How do you calculate the sample mean?

Sample mean is calculated by summing up all the values in the sample and dividing the sum by the number of observations. Mathematically, it is represented as: sample mean (x̄) = (Σ xi) / n, where xi represents each individual observation and n is the sample size.

What is the difference between point estimation and interval estimation?

Point estimation provides a single value estimate of an unknown parameter, while interval estimation provides a range of values within which the parameter is believed to lie along with a level of confidence.

How do you assess the accuracy of a point estimator?

Accuracy of a point estimator is often assessed by calculating its bias, standard error and confidence intervals. Bias measures the average difference between the estimator’s expected value and the true parameter value. Standard error quantifies the variability of the estimator while confidence intervals provide a range of plausible values for the parameter.

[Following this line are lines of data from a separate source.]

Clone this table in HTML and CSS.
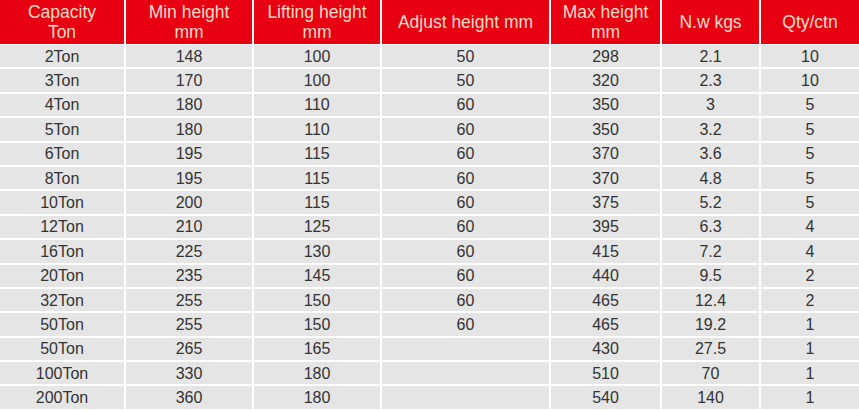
FILE: index.html
```html
<!DOCTYPE html>
<html>
<head>
<meta charset="utf-8">
<link rel="stylesheet" href="styles.css">
</head>
<body>
<table class="spec">
  <colgroup>
    <col class="c1"><col class="c2"><col class="c3"><col class="c4"><col class="c5"><col class="c6"><col class="c7">
  </colgroup>
  <thead>
    <tr>
      <th>Capacity<br>Ton</th>
      <th>Min height<br>mm</th>
      <th>Lifting height<br>mm</th>
      <th>Adjust height mm</th>
      <th>Max height<br>mm</th>
      <th>N.w kgs</th>
      <th>Qty/ctn</th>
    </tr>
  </thead>
  <tbody>
    <tr><td>2Ton</td><td>148</td><td>100</td><td>50</td><td>298</td><td>2.1</td><td>10</td></tr>
    <tr><td>3Ton</td><td>170</td><td>100</td><td>50</td><td>320</td><td>2.3</td><td>10</td></tr>
    <tr><td>4Ton</td><td>180</td><td>110</td><td>60</td><td>350</td><td>3</td><td>5</td></tr>
    <tr><td>5Ton</td><td>180</td><td>110</td><td>60</td><td>350</td><td>3.2</td><td>5</td></tr>
    <tr><td>6Ton</td><td>195</td><td>115</td><td>60</td><td>370</td><td>3.6</td><td>5</td></tr>
    <tr><td>8Ton</td><td>195</td><td>115</td><td>60</td><td>370</td><td>4.8</td><td>5</td></tr>
    <tr><td>10Ton</td><td>200</td><td>115</td><td>60</td><td>375</td><td>5.2</td><td>5</td></tr>
    <tr><td>12Ton</td><td>210</td><td>125</td><td>60</td><td>395</td><td>6.3</td><td>4</td></tr>
    <tr><td>16Ton</td><td>225</td><td>130</td><td>60</td><td>415</td><td>7.2</td><td>4</td></tr>
    <tr><td>20Ton</td><td>235</td><td>145</td><td>60</td><td>440</td><td>9.5</td><td>2</td></tr>
    <tr><td>32Ton</td><td>255</td><td>150</td><td>60</td><td>465</td><td>12.4</td><td>2</td></tr>
    <tr><td>50Ton</td><td>255</td><td>150</td><td>60</td><td>465</td><td>19.2</td><td>1</td></tr>
    <tr><td>50Ton</td><td>265</td><td>165</td><td></td><td>430</td><td>27.5</td><td>1</td></tr>
    <tr><td>100Ton</td><td>330</td><td>180</td><td></td><td>510</td><td>70</td><td>1</td></tr>
    <tr><td>200Ton</td><td>360</td><td>180</td><td></td><td>540</td><td>140</td><td>1</td></tr>
  </tbody>
</table>
</body>
</html>
```

FILE: styles.css
```css
html, body {
  margin: 0;
  padding: 0;
  background: #ffffff;
}

.spec {
  width: 859px;
  table-layout: fixed;
  border-collapse: separate;
  border-spacing: 0;
  font-family: "Liberation Sans", Arial, sans-serif;
  font-size: 16px;
}

.c1 { width: 126px; }
.c2 { width: 128px; }
.c3 { width: 128px; }
.c4 { width: 169px; }
.c5 { width: 111px; }
.c6 { width: 99px; }
.c7 { width: 98px; }

.spec th,
.spec td {
  padding: 0;
  text-align: center;
  vertical-align: middle;
  border-right: 2px solid #ffffff;
  border-bottom: 2px solid #ffffff;
  box-sizing: border-box;
}

.spec th:last-child,
.spec td:last-child {
  border-right: none;
}

.spec th {
  background: #e60012;
  color: #ffdcc4;
  font-weight: normal;
  font-size: 17.5px;
  line-height: 20px;
  height: 45px;
  border-bottom-width: 1.5px;
}

.spec td {
  background: #e5e5e5;
  color: #333333;
  line-height: 18px;
  height: 24.4px;
  padding-top: 1px;
}
```
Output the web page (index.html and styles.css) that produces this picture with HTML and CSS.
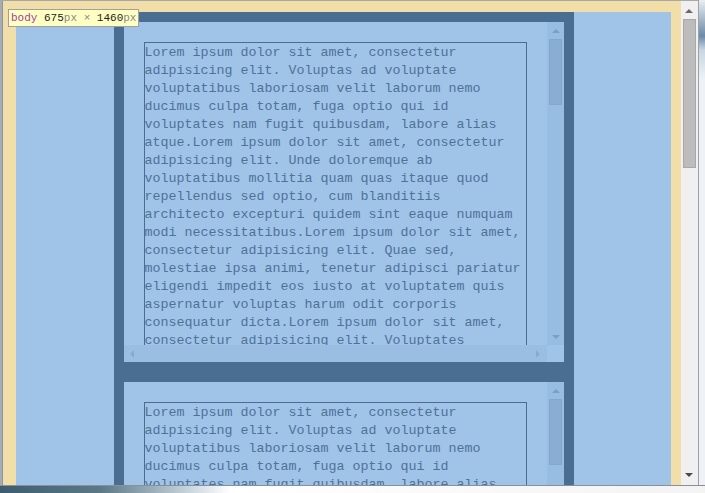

What is maximum likelihood estimation?

Maximum likelihood estimation is a method used to estimate the parameters of a statistical model by maximizing the likelihood function. It involves finding the parameter values that make the observed data most probable, given the assumed probability distribution.

When would you use point estimation in statistical analysis?

Point estimation is used in statistical analysis when we want to estimate a population parameter based on sample data. It’s commonly used in hypothesis testing, confidence interval construction and model fitting.